As stated if you put it up you can never remove it once taken and redistributed.

What concerns me is not the cheating amateur who claims its his work or incorporate a few good subs of yours to enhance their own poor images - its the low lifes that rip off information (news, data, pics, reviews, editorials . . . and whatever else) and consolidate it all on their websites and then make money off those websites using other peoples efforts.
If you put up your images there is only going to be a few of them, if they steal 1000's of images they will have a comprehensive site and that will get all the Google hits - you wont even make it on the listing - but they will be at the top of the URL list !

These people are the parasites of the internet

If you dont care that they are stealing it without recognition and are happy to make their lives even easier and wealthier, that is one thing, but at the same time you are also making it harder for those who do set out to try and earn a few pennies from their own work.

I dont think it should be devalued to nothing - even if you are happy to give it away.
Share it and give it away to anyone you want to - but under your control - thats fine with me, but giving it a value of nothing isnt really a good thing.

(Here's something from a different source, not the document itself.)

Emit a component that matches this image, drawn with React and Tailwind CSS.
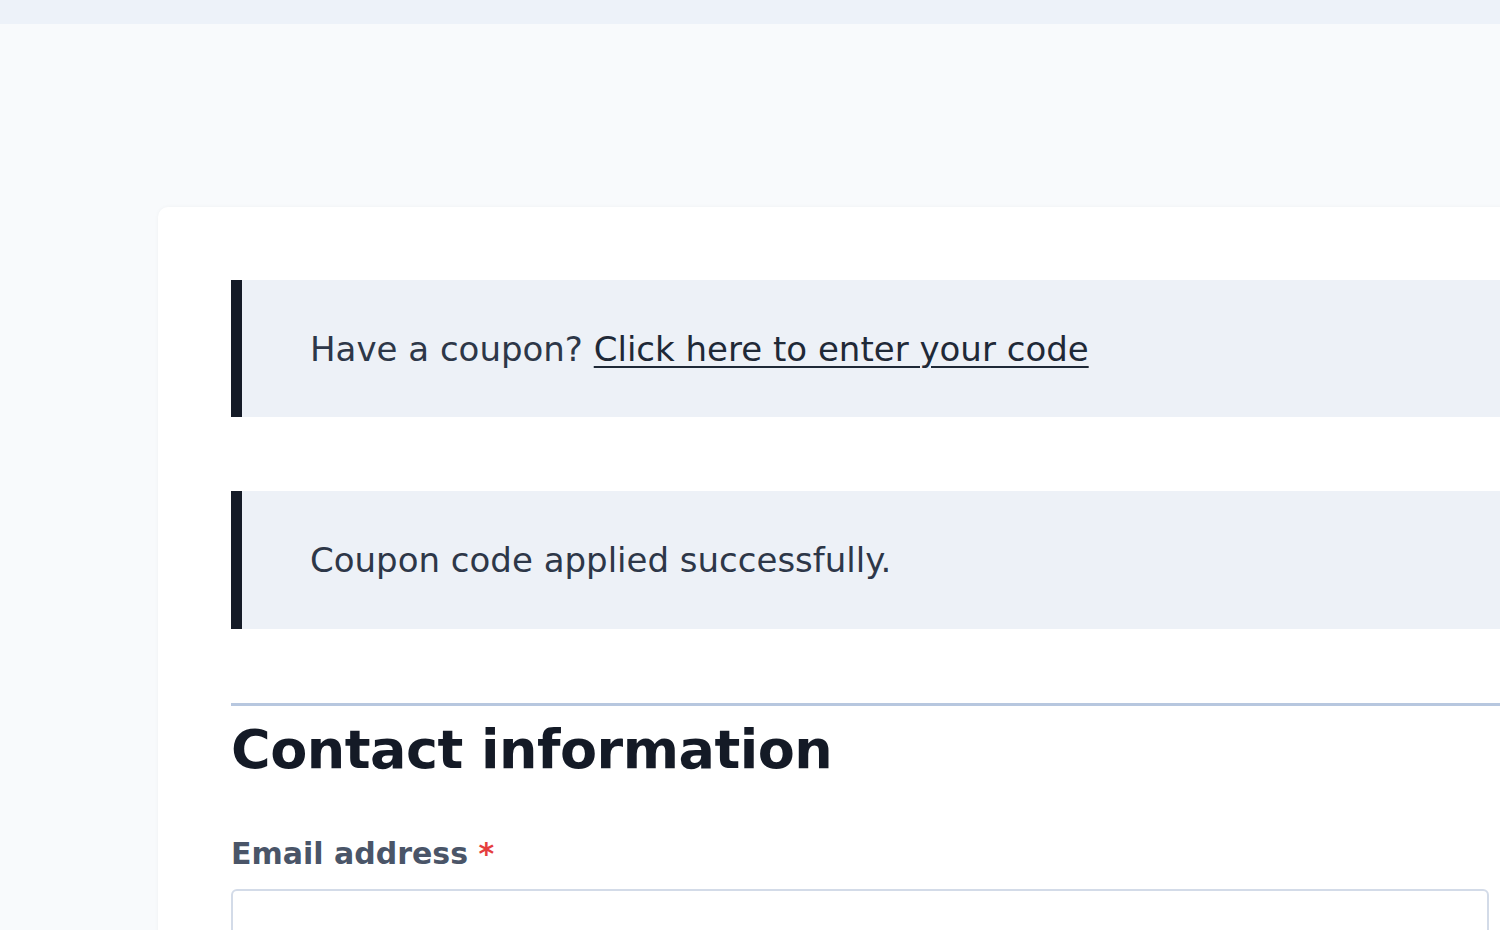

IMHO

Disclosure - I have one of Martin Pugh's NB images as my Desktop and I asked if it was OK !

Peter Ward
11-06-2016, 01:31 PM
There is a great line in a song by Rikki Lee Jones, "Danny's all star joint"
(which by the way has one of the bass-walk lines ever penned)

Seems to cover this topic well: "don't give it away if they don't appreciate it"
:thumbsup:

clive milne
11-06-2016, 02:16 PM
To expand on this subject, imho) there is a valid case for incorporating data from professional observatories in amateur images when the whole is greater than the sum of the parts. (and of course, credit is given)

One such example is Rolf's 4038/4039 (with Subaru & Hubble layers)
It has been my desktop background since it was published near on two years ago for the simple reason that since that time, I have yet to see a better astronomical image published.. (Pluto came close).